::: Material provided

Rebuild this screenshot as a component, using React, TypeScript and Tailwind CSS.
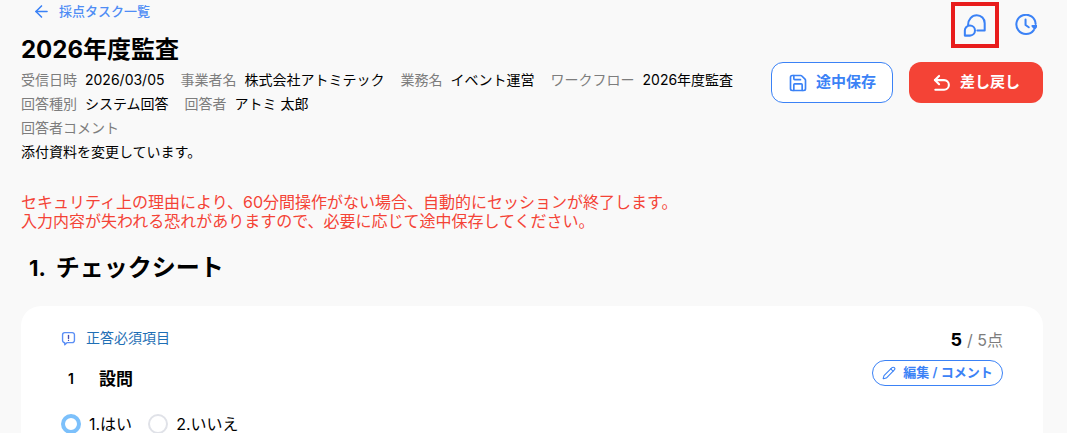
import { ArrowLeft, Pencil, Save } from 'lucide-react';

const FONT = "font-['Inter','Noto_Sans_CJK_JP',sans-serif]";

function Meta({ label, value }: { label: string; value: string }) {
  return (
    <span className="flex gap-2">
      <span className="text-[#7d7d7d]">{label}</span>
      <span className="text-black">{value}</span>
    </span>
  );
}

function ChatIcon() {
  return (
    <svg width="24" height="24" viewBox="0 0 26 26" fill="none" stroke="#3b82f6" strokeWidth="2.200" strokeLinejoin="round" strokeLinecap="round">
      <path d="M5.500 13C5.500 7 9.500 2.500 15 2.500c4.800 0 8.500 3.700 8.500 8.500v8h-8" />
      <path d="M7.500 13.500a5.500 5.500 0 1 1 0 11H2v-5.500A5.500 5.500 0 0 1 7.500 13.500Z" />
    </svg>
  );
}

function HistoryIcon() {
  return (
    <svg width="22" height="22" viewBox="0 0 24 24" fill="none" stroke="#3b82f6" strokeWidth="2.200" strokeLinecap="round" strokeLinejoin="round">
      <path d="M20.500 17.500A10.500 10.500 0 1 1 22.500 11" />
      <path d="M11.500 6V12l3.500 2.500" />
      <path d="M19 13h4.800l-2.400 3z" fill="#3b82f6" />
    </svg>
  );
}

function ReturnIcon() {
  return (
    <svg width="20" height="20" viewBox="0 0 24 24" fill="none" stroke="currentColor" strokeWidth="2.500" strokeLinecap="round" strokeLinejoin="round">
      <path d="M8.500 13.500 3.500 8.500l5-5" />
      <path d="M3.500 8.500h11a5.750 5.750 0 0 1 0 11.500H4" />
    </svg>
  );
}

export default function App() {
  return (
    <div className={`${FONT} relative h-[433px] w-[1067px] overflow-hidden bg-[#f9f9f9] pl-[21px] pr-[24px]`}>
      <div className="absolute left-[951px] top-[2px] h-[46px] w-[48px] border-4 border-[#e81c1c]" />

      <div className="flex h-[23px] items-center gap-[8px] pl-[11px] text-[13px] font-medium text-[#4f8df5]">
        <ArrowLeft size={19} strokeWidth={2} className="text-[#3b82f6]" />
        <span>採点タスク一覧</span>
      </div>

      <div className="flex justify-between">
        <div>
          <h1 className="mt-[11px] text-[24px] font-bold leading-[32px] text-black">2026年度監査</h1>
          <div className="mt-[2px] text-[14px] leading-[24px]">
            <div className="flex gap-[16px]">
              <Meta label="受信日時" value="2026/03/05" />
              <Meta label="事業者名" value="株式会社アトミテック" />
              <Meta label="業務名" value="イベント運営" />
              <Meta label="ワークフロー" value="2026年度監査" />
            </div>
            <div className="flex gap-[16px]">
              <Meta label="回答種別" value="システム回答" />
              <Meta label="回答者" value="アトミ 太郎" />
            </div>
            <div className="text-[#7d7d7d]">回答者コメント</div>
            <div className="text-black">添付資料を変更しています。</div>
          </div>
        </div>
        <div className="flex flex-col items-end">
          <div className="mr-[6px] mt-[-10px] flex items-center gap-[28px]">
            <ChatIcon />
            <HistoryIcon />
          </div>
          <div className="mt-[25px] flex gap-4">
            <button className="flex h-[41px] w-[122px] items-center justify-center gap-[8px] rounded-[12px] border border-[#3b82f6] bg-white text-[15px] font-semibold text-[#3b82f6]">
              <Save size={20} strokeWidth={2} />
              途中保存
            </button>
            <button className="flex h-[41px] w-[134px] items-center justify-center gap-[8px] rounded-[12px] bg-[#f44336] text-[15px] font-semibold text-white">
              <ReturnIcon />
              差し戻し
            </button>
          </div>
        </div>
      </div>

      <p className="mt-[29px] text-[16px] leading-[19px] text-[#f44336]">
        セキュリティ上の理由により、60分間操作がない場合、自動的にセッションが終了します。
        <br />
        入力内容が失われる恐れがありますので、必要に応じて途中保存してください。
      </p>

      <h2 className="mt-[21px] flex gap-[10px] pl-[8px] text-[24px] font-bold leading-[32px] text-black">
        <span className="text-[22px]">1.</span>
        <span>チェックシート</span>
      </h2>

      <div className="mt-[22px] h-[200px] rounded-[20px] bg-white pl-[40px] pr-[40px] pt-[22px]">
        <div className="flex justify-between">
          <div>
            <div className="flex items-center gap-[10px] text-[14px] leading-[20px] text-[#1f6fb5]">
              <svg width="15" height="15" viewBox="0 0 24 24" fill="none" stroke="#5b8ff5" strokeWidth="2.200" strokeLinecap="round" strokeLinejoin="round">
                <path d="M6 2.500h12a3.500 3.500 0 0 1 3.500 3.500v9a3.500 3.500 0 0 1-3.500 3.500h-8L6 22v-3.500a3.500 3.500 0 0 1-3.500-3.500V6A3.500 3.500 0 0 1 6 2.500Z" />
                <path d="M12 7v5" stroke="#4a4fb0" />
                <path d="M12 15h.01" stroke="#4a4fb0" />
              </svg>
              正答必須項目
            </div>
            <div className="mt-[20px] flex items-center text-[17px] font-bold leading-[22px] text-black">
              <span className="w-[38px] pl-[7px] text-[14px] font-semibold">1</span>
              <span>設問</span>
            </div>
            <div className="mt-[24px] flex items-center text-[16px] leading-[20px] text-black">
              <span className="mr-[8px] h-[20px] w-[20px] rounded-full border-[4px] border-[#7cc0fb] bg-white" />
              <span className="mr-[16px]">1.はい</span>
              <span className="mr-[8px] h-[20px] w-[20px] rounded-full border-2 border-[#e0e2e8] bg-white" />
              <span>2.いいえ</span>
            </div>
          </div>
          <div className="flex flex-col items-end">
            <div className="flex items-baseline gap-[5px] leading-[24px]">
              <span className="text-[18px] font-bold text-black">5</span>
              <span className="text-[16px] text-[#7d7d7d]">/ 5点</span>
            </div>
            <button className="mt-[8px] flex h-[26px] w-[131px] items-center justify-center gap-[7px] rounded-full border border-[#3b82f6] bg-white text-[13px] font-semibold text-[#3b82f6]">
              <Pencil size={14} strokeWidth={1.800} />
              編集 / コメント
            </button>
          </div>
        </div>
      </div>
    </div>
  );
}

::::::

What the exercise asks:
Reproduce each line exactly, please, except for any pictures.

Reply:
Rebuild this screenshot as a component, using React, TypeScript and Tailwind CSS.
import { ArrowLeft, Pencil, Save } from 'lucide-react';

const FONT = "font-['Inter','Noto_Sans_CJK_JP',sans-serif]";

function Meta({ label, value }: { label: string; value: string }) {
  return (
    <span className="flex gap-2">
      <span className="text-[#7d7d7d]">{label}</span>
      <span className="text-black">{value}</span>
    </span>
  );
}

function ChatIcon() {
  return (
    <svg width="24" height="24" viewBox="0 0 26 26" fill="none" stroke="#3b82f6" strokeWidth="2.200" strokeLinejoin="round" strokeLinecap="round">
      <path d="M5.500 13C5.500 7 9.500 2.500 15 2.500c4.800 0 8.500 3.700 8.500 8.500v8h-8" />
      <path d="M7.500 13.500a5.500 5.500 0 1 1 0 11H2v-5.500A5.500 5.500 0 0 1 7.500 13.500Z" />
    </svg>
  );
}

function HistoryIcon() {
  return (
    <svg width="22" height="22" viewBox="0 0 24 24" fill="none" stroke="#3b82f6" strokeWidth="2.200" strokeLinecap="round" strokeLinejoin="round">
      <path d="M20.500 17.500A10.500 10.500 0 1 1 22.500 11" />
      <path d="M11.500 6V12l3.500 2.500" />
      <path d="M19 13h4.800l-2.400 3z" fill="#3b82f6" />
    </svg>
  );
}

function ReturnIcon() {
  return (
    <svg width="20" height="20" viewBox="0 0 24 24" fill="none" stroke="currentColor" strokeWidth="2.500" strokeLinecap="round" strokeLinejoin="round">
      <path d="M8.500 13.500 3.500 8.500l5-5" />
      <path d="M3.500 8.500h11a5.750 5.750 0 0 1 0 11.500H4" />
    </svg>
  );
}

export default function App() {
  return (
    <div className={`${FONT} relative h-[433px] w-[1067px] overflow-hidden bg-[#f9f9f9] pl-[21px] pr-[24px]`}>
      <div className="absolute left-[951px] top-[2px] h-[46px] w-[48px] border-4 border-[#e81c1c]" />

      <div className="flex h-[23px] items-center gap-[8px] pl-[11px] text-[13px] font-medium text-[#4f8df5]">
        <ArrowLeft size={19} strokeWidth={2} className="text-[#3b82f6]" />
        <span>採点タスク一覧</span>
      </div>

      <div className="flex justify-between">
        <div>
          <h1 className="mt-[11px] text-[24px] font-bold leading-[32px] text-black">2026年度監査</h1>
          <div className="mt-[2px] text-[14px] leading-[24px]">
            <div className="flex gap-[16px]">
              <Meta label="受信日時" value="2026/03/05" />
              <Meta label="事業者名" value="株式会社アトミテック" />
              <Meta label="業務名" value="イベント運営" />
              <Meta label="ワークフロー" value="2026年度監査" />
            </div>
            <div className="flex gap-[16px]">
              <Meta label="回答種別" value="システム回答" />
              <Meta label="回答者" value="アトミ 太郎" />
            </div>
            <div className="text-[#7d7d7d]">回答者コメント</div>
            <div className="text-black">添付資料を変更しています。</div>
          </div>
        </div>
        <div className="flex flex-col items-end">
          <div className="mr-[6px] mt-[-10px] flex items-center gap-[28px]">
            <ChatIcon />
            <HistoryIcon />
          </div>
          <div className="mt-[25px] flex gap-4">
            <button className="flex h-[41px] w-[122px] items-center justify-center gap-[8px] rounded-[12px] border border-[#3b82f6] bg-white text-[15px] font-semibold text-[#3b82f6]">
              <Save size={20} strokeWidth={2} />
              途中保存
            </button>
            <button className="flex h-[41px] w-[134px] items-center justify-center gap-[8px] rounded-[12px] bg-[#f44336] text-[15px] font-semibold text-white">
              <ReturnIcon />
              差し戻し
            </button>
          </div>
        </div>
      </div>

      <p className="mt-[29px] text-[16px] leading-[19px] text-[#f44336]">
        セキュリティ上の理由により、60分間操作がない場合、自動的にセッションが終了します。
        <br />
        入力内容が失われる恐れがありますので、必要に応じて途中保存してください。
      </p>

      <h2 className="mt-[21px] flex gap-[10px] pl-[8px] text-[24px] font-bold leading-[32px] text-black">
        <span className="text-[22px]">1.</span>
        <span>チェックシート</span>
      </h2>

      <div className="mt-[22px] h-[200px] rounded-[20px] bg-white pl-[40px] pr-[40px] pt-[22px]">
        <div className="flex justify-between">
          <div>
            <div className="flex items-center gap-[10px] text-[14px] leading-[20px] text-[#1f6fb5]">
              <svg width="15" height="15" viewBox="0 0 24 24" fill="none" stroke="#5b8ff5" strokeWidth="2.200" strokeLinecap="round" strokeLinejoin="round">
                <path d="M6 2.500h12a3.500 3.500 0 0 1 3.500 3.500v9a3.500 3.500 0 0 1-3.500 3.500h-8L6 22v-3.500a3.500 3.500 0 0 1-3.500-3.500V6A3.500 3.500 0 0 1 6 2.500Z" />
                <path d="M12 7v5" stroke="#4a4fb0" />
                <path d="M12 15h.01" stroke="#4a4fb0" />
              </svg>
              正答必須項目
            </div>
            <div className="mt-[20px] flex items-center text-[17px] font-bold leading-[22px] text-black">
              <span className="w-[38px] pl-[7px] text-[14px] font-semibold">1</span>
              <span>設問</span>
            </div>
            <div className="mt-[24px] flex items-center text-[16px] leading-[20px] text-black">
              <span className="mr-[8px] h-[20px] w-[20px] rounded-full border-[4px] border-[#7cc0fb] bg-white" />
              <span className="mr-[16px]">1.はい</span>
              <span className="mr-[8px] h-[20px] w-[20px] rounded-full border-2 border-[#e0e2e8] bg-white" />
              <span>2.いいえ</span>
            </div>
          </div>
          <div className="flex flex-col items-end">
            <div className="flex items-baseline gap-[5px] leading-[24px]">
              <span className="text-[18px] font-bold text-black">5</span>
              <span className="text-[16px] text-[#7d7d7d]">/ 5点</span>
            </div>
            <button className="mt-[8px] flex h-[26px] w-[131px] items-center justify-center gap-[7px] rounded-full border border-[#3b82f6] bg-white text-[13px] font-semibold text-[#3b82f6]">
              <Pencil size={14} strokeWidth={1.800} />
              編集 / コメント
            </button>
          </div>
        </div>
      </div>
    </div>
  );
}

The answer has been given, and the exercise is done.